Aho-Corasick¶
Aho-Corasick is the standard exact-matching automaton for:
- many patterns
- one text stream
- one preprocessing pass over the pattern dictionary
- then one linear scan over the text
Among the standard contest string tools:
- KMP is for one pattern
- Z-Function is for one-string prefix-style structure
- Suffix Automaton is for all substrings of one base string
- Aho-Corasick is for many patterns against one text
This page teaches the contest route that matters most:
- build a trie of the patterns
- add failure links by BFS
- decide how outputs are propagated
- scan the text or run DP over automaton states
At A Glance¶
Reach for Aho-Corasick when:
- the pattern set is known first
- many patterns share prefixes
- you want to search one long text or many generated strings against the same dictionary
- rerunning KMP once per pattern would waste too much work
Strong contest triggers:
- "given
kpatterns and one text, find all matches" - "for each pattern, does it appear in the text?"

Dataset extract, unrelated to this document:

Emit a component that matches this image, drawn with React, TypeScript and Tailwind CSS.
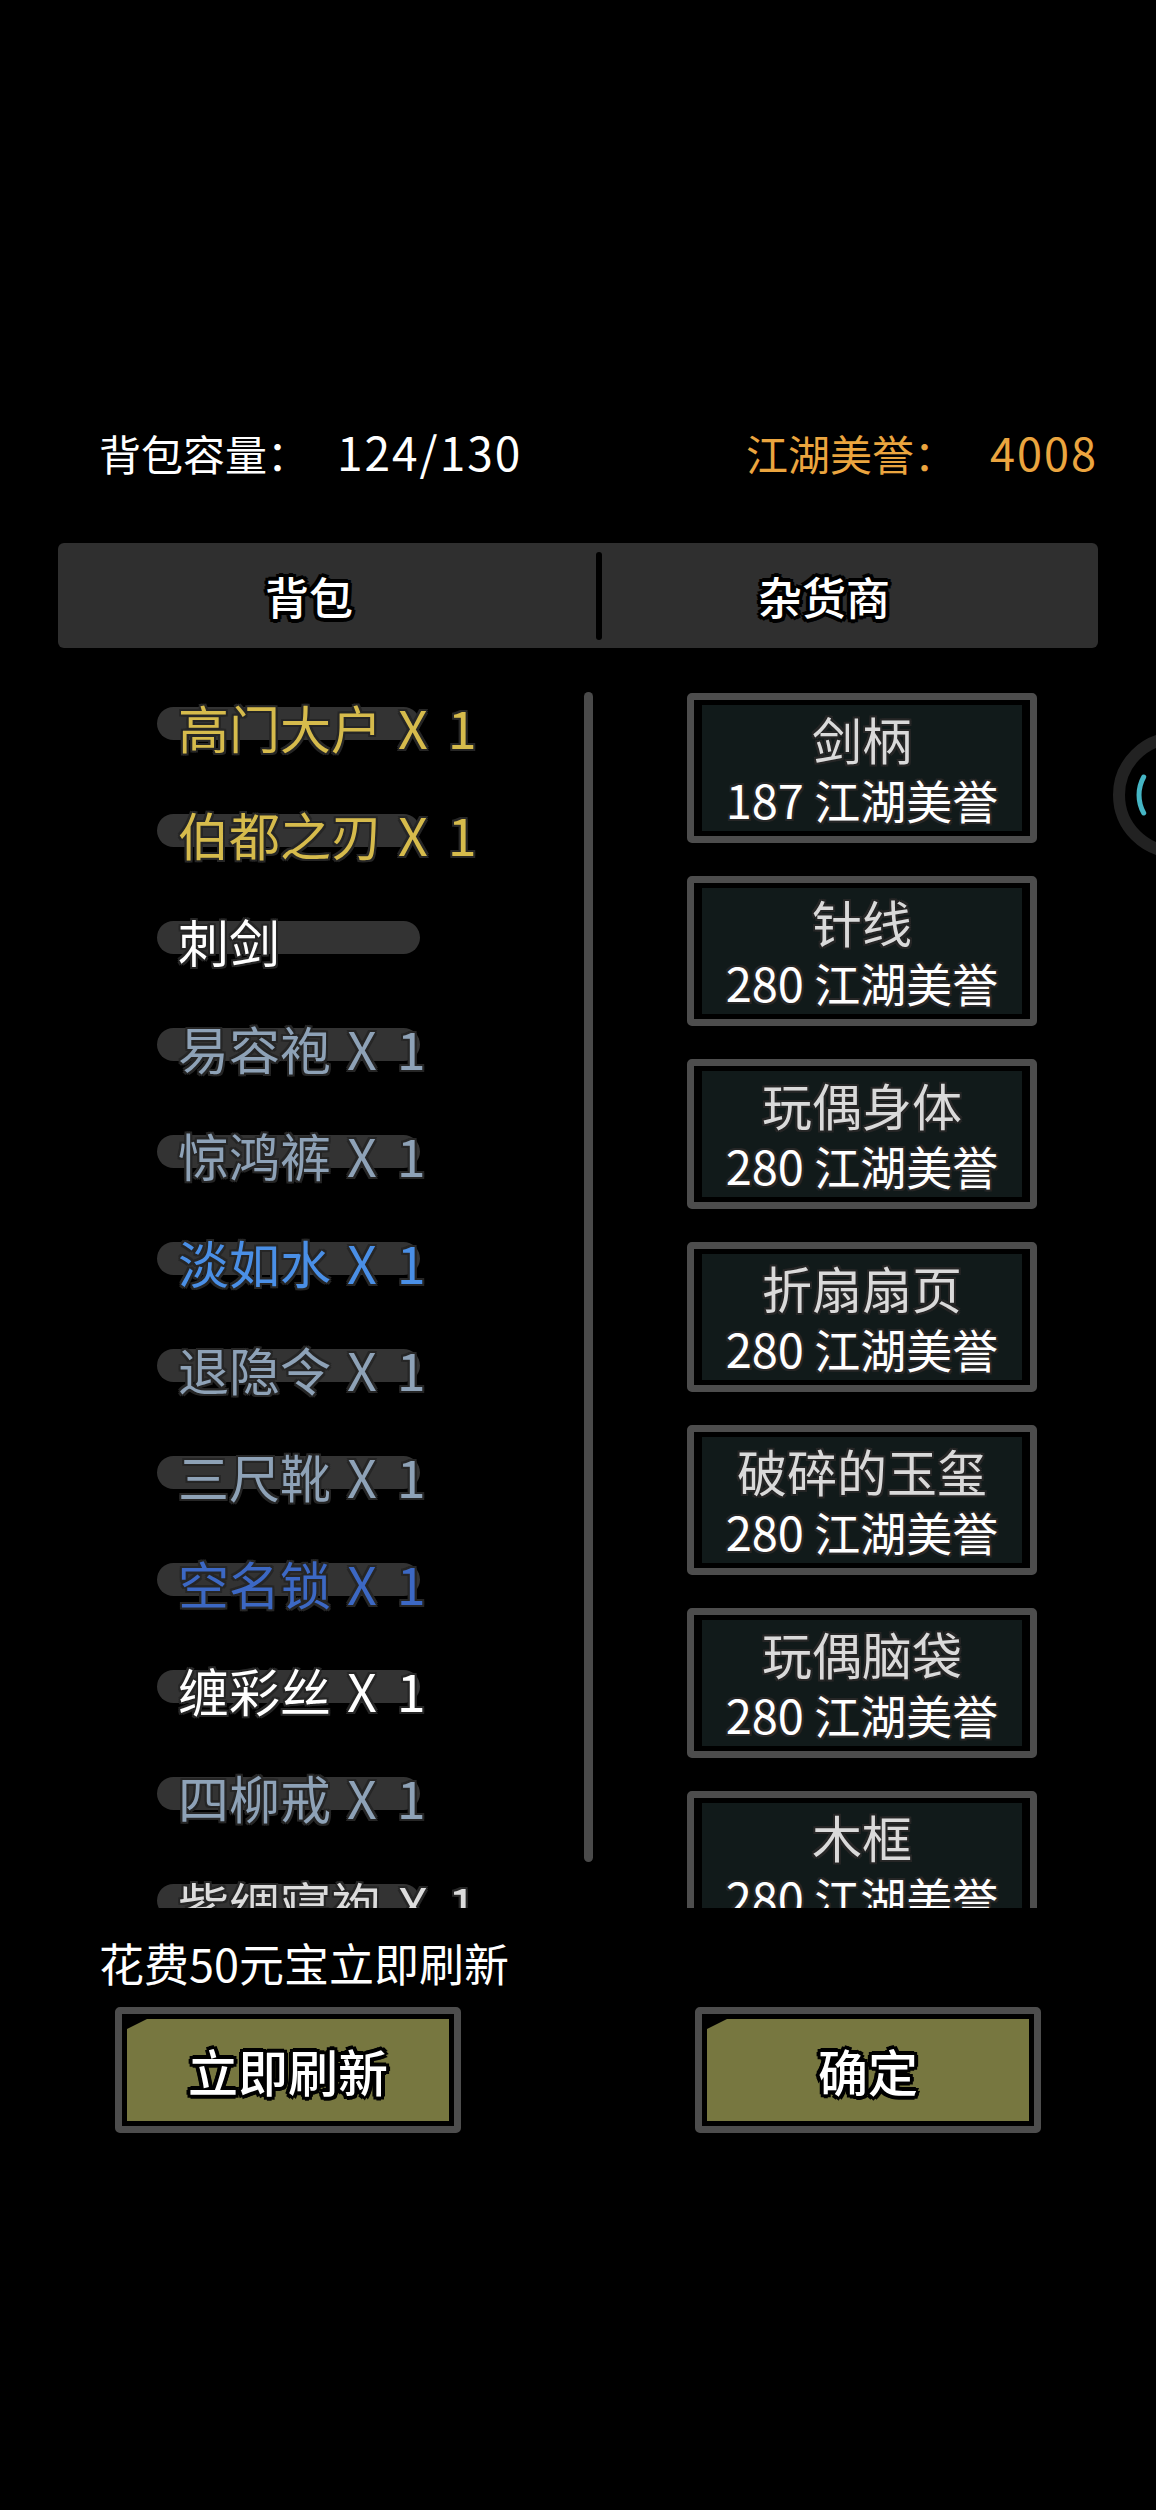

- "count how many forbidden patterns occur"
- "build strings that avoid a forbidden dictionary"
- "multi-pattern exact matching"
Strong anti-cues:
- there is only one pattern: KMP or Z is usually simpler
- you need approximate matching rather than exact matching
- the real problem is about one base string and all its substrings: suffix automaton or suffix array may fit better
- the alphabet is huge and the pattern set is tiny enough that direct hashing / map-based checks are simpler
What success looks like after studying this page:
- you can explain failure links as trie-state fallback, not as a memorized BFS trick
- you know why BFS order is exactly what makes failure-link construction valid
- you can distinguish
terminal,output, andvisited-count propagationviewpoints - you can decide when to complete missing transitions eagerly and when to leave them sparse
- you can reuse the automaton for both text scanning and DP over generated strings
Prerequisites¶
Helpful neighboring topics:
Problem Model And Notation¶
Let:
- \(P = \{p_1, p_2, \dots, p_k\}\) be the pattern set
- \(T\) be the text
- \(\Sigma\) be the alphabet
The trie of the patterns has:
- one node per distinct prefix of a pattern
- one edge per character extension
For each node v, the key fields are usually:
next[v][c]: trie or automaton transition by characterclink[v]: failure linkout[v]: pattern ids, terminal count, or some aggregated output information
The root is node 0.
The most important conceptual invariant is:
- node
vrepresents one trie prefix link[v]is the node for the longest proper suffix of that prefix that is also a trie prefix
So when a transition fails, the automaton does not restart blindly. It falls back to the longest suffix state that could still continue matching.
Automaton Playground¶
Replay the classic dictionary `{he, she, hers, his}` against the text `ushers`. The important thing to watch is that a mismatch does not erase progress; the automaton falls to the longest suffix state that is still a trie prefix.
Text stream
What to watch
Visual Reading Guide¶
What to notice:
- the current node always means one concrete suffix of the processed text: the longest suffix that is also a trie prefix
- on the
rinushers, the automaton does not jump back to the root fromshe; it first follows the failure link tohe, and only then continues byr
Why it matters:
- this is the shortest route from memorizing “failure links are like KMP fallback” to seeing the reuse directly on a real dictionary
- it also shows why output propagation matters: landing on
sheshould report bothsheand suffix patternhe
Code bridge:
- the widget is the standard scan loop: while there is no outgoing trie edge, follow
link[v]; then take the goto edge if it exists - the output list shown on each landing state is exactly what a propagated
out[v]field or terminal-list walk would report
Boundary:
- this demo is dictionary matching only; DP over generated strings reuses the same automaton states, but the outer loop is different
- one pattern does not need this machinery at all; reopen KMP when the dictionary collapses to one string
From Brute Force To The Right Idea¶
Brute Force¶
Suppose you have k patterns and one text of length n.
The naive route is:
- run one exact matcher per pattern
- or restart matching from many text positions
Even if each individual pattern match is efficient, the repeated work is wasteful because many patterns share prefixes.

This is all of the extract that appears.